Feel Good Stories: Letters of Love

Sunday, Jun 20th 2021
Hand hold little heart meaning feel love with green nature bokeh background

Take a moment and think of someone you can write a letter or send a note to, whether it be a close friend, loved one, family member, or even the local healthcare or senior living center. Writing the message will have you feeling happy and connected to the recipient, and the recipient will surely be excited to receive the message. Small gestures, such as a letter or note, even small package, can make the world of difference.

Letters of Love: signed, sealed, delivered

Let us never underestimate the power of a well-written letter” – Jane Austen, “Persuasion.”

The North Country Center for Independence and Fesette Realty learned just that in their recent “Letters of Love” campaign.

“The way that it started was I had seen some different articles around the country where people were writing letters to people in nursing homes,” Colleen Downs, systems advocate for North Country Center for Independence, said.

“One of the areas that we focus on is providing people who are in nursing homes either support through our Ombudsman Program or trying to help people who may be able to transition back home.

“I thought this might be a great way to reach out to people, marrying that with the COVID and the fact that people haven't had access to visits from friends and family.”

Ombudsman Coordinator Amy Gehrig saw firsthand COVID-19's impact on seniors in Clinton, Essex and Franklin counties.
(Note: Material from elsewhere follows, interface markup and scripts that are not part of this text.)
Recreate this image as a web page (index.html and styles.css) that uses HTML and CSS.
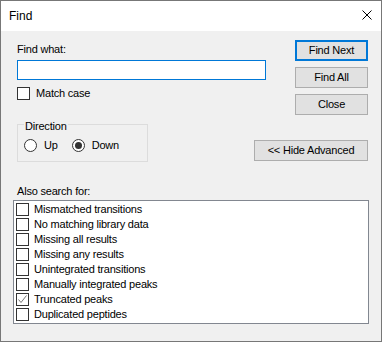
FILE: index.html
```html
<!DOCTYPE html>
<html lang="en">
<head>
    <meta charset="UTF-8">
    <title>Find</title>
    <link rel="stylesheet" href="styles.css">
</head>
<body>
    <div class="window">
        <!-- Title bar -->
        <div class="titlebar">
            <span class="title">Find</span>
            <svg class="close" width="10" height="10" viewBox="0 0 10 10">
                <path d="M0.5 0.5 L9.5 9.5 M9.5 0.5 L0.5 9.5" stroke="#000" stroke-width="1" fill="none"/>
            </svg>
        </div>

        <div class="content">
            <div class="top-row">
                <div class="find-col">
                    <div class="lbl">Find what:</div>
                    <div class="textbox"></div>
                    <div class="check-row">
                        <span class="box"></span>
                        <span>Match case</span>
                    </div>
                </div>
                <div class="buttons">
                    <div class="btn default">Find Next</div>
                    <div class="btn">Find All</div>
                    <div class="btn">Close</div>
                </div>
            </div>

            <div class="mid-row">
                <div class="direction">
                    <span class="legend">Direction</span>
                    <div class="radios">
                        <span class="radio"></span>
                        <span class="radio-text">Up</span>
                        <span class="radio checked"></span>
                        <span class="radio-text">Down</span>
                    </div>
                </div>
                <div class="btn advanced">&lt;&lt; Hide Advanced</div>
            </div>

            <div class="also">Also search for:</div>
            <div class="listbox">
                <div class="item"><span class="box"></span>Mismatched transitions</div>
                <div class="item"><span class="box"></span>No matching library data</div>
                <div class="item"><span class="box"></span>Missing all results</div>
                <div class="item"><span class="box"></span>Missing any results</div>
                <div class="item"><span class="box"></span>Unintegrated transitions</div>
                <div class="item"><span class="box"></span>Manually integrated peaks</div>
                <div class="item">
                    <span class="box">
                        <svg width="11" height="11" viewBox="0 0 11 11">
                            <path d="M1.5 5.5 L4 8.5 L9.5 1.5" stroke="#777" stroke-width="1" fill="none"/>
                        </svg>
                    </span>Truncated peaks
                </div>
                <div class="item"><span class="box"></span>Duplicated peptides</div>
            </div>
        </div>
    </div>
</body>
</html>
```

FILE: styles.css
```css
body {
    margin: 0;
    font-family: "Liberation Sans", Arial, sans-serif;
    font-size: 11px;
    line-height: 13px;
    letter-spacing: -0.2px;
    color: #000;
}

.window {
    width: 382px;
    height: 342px;
    box-sizing: border-box;
    border: 1px solid #777;
    display: flex;
    flex-direction: column;
    background: #f0f0f0;
}

.titlebar {
    height: 30px;
    background: #fff;
    display: flex;
    align-items: center;
    padding-left: 8px;
    flex-shrink: 0;
}

.title {
    font-size: 12px;
    line-height: 14px;
    letter-spacing: 0;
}

.close {
    margin-left: auto;
    margin-right: 9px;
    align-self: flex-start;
    margin-top: 9px;
}

.content {
    flex: 1;
    padding: 9px 13px 0 16px;
}

.top-row {
    display: flex;
    justify-content: space-between;
}

.find-col {
    width: 249px;
}

.lbl {
    margin-top: 3px;
    margin-bottom: 4px;
}

.textbox {
    height: 20px;
    box-sizing: border-box;
    border: 1px solid #0078d7;
    background: #fff;
}

.check-row {
    margin-top: 7px;
    display: flex;
    align-items: center;
    gap: 6px;
}

.box {
    width: 13px;
    height: 13px;
    box-sizing: border-box;
    border: 1px solid #333;
    background: #fff;
    display: flex;
    align-items: center;
    justify-content: center;
    flex-shrink: 0;
}

.buttons {
    width: 73px;
    display: flex;
    flex-direction: column;
    gap: 6px;
}

.btn {
    height: 21px;
    box-sizing: border-box;
    border: 1px solid #adadad;
    background: #e1e1e1;
    display: flex;
    align-items: center;
    justify-content: center;
}

.btn.default {
    border: 2px solid #0078d7;
}

.mid-row {
    display: flex;
    justify-content: space-between;
    align-items: flex-start;
    margin-top: 9px;
}

.direction {
    position: relative;
    width: 131px;
    box-sizing: border-box;
    border: 1px solid #dcdcdc;
    padding: 14px 0 9px 6px;
}

.legend {
    position: absolute;
    left: 6px;
    top: -5px;
    padding: 0 1px;
    background: #f0f0f0;
}

.radios {
    display: flex;
    align-items: center;
    height: 13px;
}

.radio {
    width: 13px;
    height: 13px;
    box-sizing: border-box;
    border: 1px solid #333;
    border-radius: 50%;
    background: #fff;
    display: flex;
    align-items: center;
    justify-content: center;
}

.radio.checked::after {
    content: "";
    width: 7px;
    height: 7px;
    border-radius: 50%;
    background: #333;
}

.radio-text {
    margin-left: 7px;
    margin-right: 14px;
}

.btn.advanced {
    width: 114px;
    margin-top: 16px;
}

.also {
    margin-top: 23px;
}

.listbox {
    margin: 2px -1px 0 -4px;
    height: 124px;
    box-sizing: border-box;
    border: 1px solid #828790;
    background: #fff;
    padding-top: 1px;
}

.item {
    height: 15px;
    line-height: 15px;
    display: flex;
    align-items: center;
    gap: 5px;
    padding-left: 2px;
}
```
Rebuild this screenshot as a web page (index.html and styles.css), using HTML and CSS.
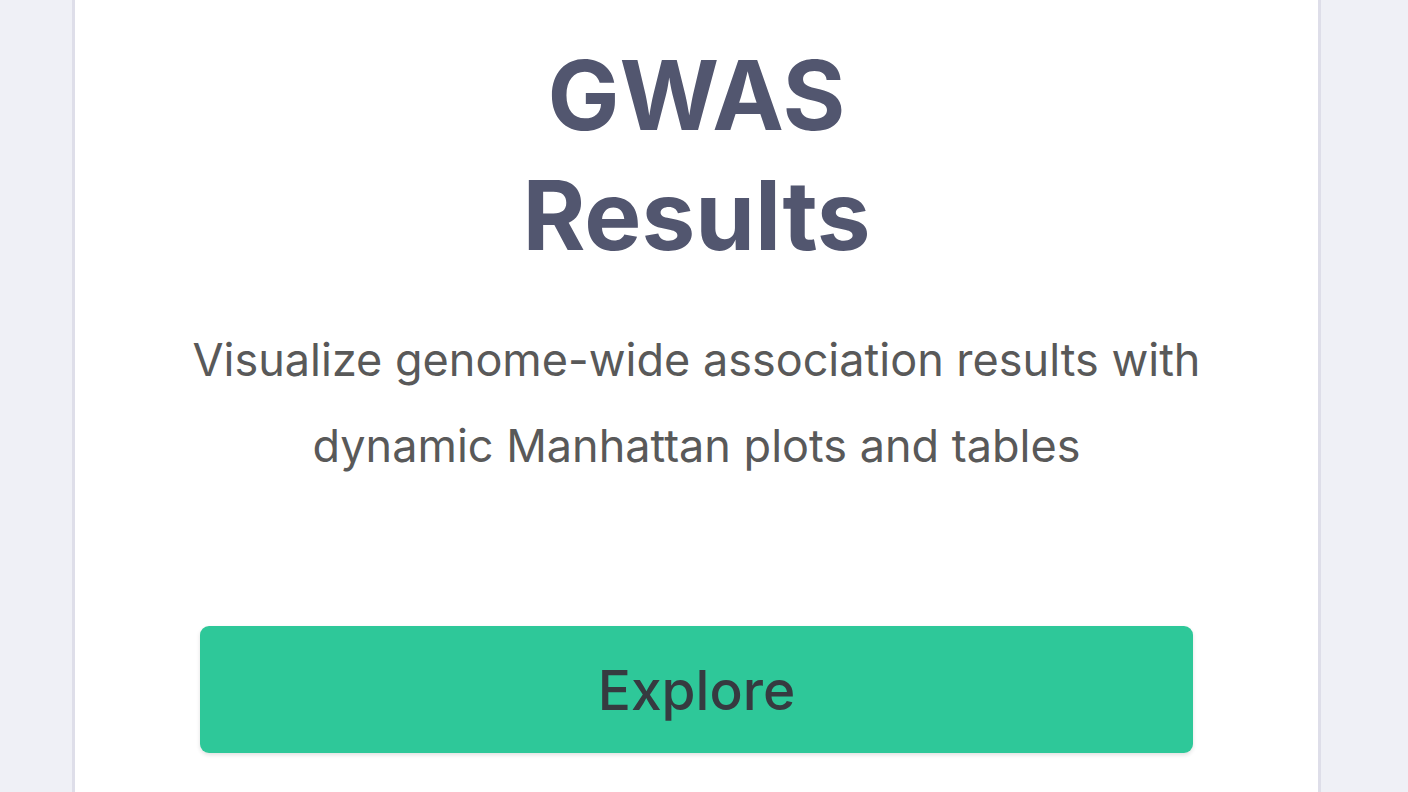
FILE: index.html
```html
<!DOCTYPE html>
<html lang="en">
<head>
<meta charset="utf-8">
<title>GWAS Results</title>
<link rel="stylesheet" href="styles.css">
</head>
<body>
<main class="page">
  <section class="card">
    <h1 class="card-title">GWAS<br>Results</h1>
    <p class="card-text">Visualize genome-wide association results with dynamic Manhattan plots and tables</p>
    <a class="btn" href="#">Explore</a>
  </section>
</main>
</body>
</html>
```

FILE: styles.css
```css
html, body {
  margin: 0;
  padding: 0;
  height: 100%;
  background: #eff0f6;
  overflow: hidden;
}

.page {
  display: flex;
  height: 792px;
  padding: 0 87px 0 72px;
  box-sizing: border-box;
}

.card {
  flex: 1;
  background: #ffffff;
  border-left: 3px solid #dedee9;
  border-right: 3px solid #dedee9;
  display: flex;
  flex-direction: column;
  align-items: center;
  padding: 35px 125px 0 125px;
  box-sizing: border-box;
  font-family: Inter, "Liberation Sans", sans-serif;
}

.card-title {
  margin: 0;
  font-size: 96px;
  line-height: 120px;
  font-weight: 700;
  color: #52566f;
  text-align: center;
}

.card-text {
  margin: 42px -20px 0 -20px;
  font-size: 45px;
  line-height: 86px;
  font-weight: 400;
  color: #595959;
  text-align: center;
}

.btn {
  margin-top: 137px;
  align-self: stretch;
  height: 127px;
  display: flex;
  align-items: center;
  justify-content: center;
  background: #2ec899;
  border-radius: 9px;
  box-shadow: 0 2px 4px rgba(0, 0, 0, 0.12);
  color: #363a40;
  font-size: 55px;
  font-weight: 500;
  text-decoration: none;
}
```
“Because she's one of the people who tries to re-mediate cases for either family members of people who are in nursing homes or the nursing home residents themselves and she'll work with nursing homes to try and do that,” Downs said.

“So she has seen the impact on the residents not being able to touch people, hug people, just feeling alone and isolated.”

The Letters of Love Campaign was designed to bring awareness to people who are in nursing homes, people who are isolated, and people who are lonely.

“And also get the community involved because it's a good way to be able to give back at a time when it just felt like everybody is kind of closed off,” Downs said.

“So what we did was put together a project team within North Country Center for Independence, and then we talked with Fesette Realty because they have a marketing team and they might also be interested in helping get the word out. So, it became a partnership between the two organizations."

“They thought it would be a great way to have some joy and positivity going back into the homes,” Cara Teeple, a Fesette Realty's marketing team member, said.

“Fesette Realty put together five drop boxes, which would collect the letters from the community. We had our graphic designer design all the advertising material and we also had some video promotion that we posted.”

Drop boxes were located at Fesette Realty, North Country Center for Independence, Saranac Lake, Elizabethtown and Malone.

“So that way it covered all three counties,” Teeple said.

The campaign raked in 4,000 cards – purchased and handmade.

“We had hoped for 1,500, and the first two weeks out of the three-week time frame, it was a little slow going,” Downs said.

“We were starting to get nervous. Cara said the last week was when things really started to come in. Billy Jones (New York State Assemblyman) really helped us because he was behind the project, and he wound up putting out a flyer that was received by all residents and people really started to bring more cards in.”

“We actually got so many, we had to start looking for other organizations to bring letters to,” Teeple said.

“So we branched out to ARC homes, and we were also able to give letters to assisted living facilities as well.”

Campaign organizers delivered the cards of cheer to 28 nursing homes, assisted living facilities, ARC, Meals on Wheels and to the homeless.

“It feels so good,” Downs said.

“What we're doing now is we're looking to get pictures or videos of people receiving the cards so the community that put this together can see what their work did. We had one woman who wrote 200 cards and brought them in, handmade cards, kids – it was amazing.”

Many of the cards' messages were heartfelt.

“A lot of them were specifically looking for a pen pal, so this wasn't a one time thing for them,” Teeple said.

“They are hoping to have an open line of communication.

“We received a lot of beautiful paintings. A lot of children did really nice, colorful drawings, so we got all sorts of letters but essentially they are just going to make everyone very happy.”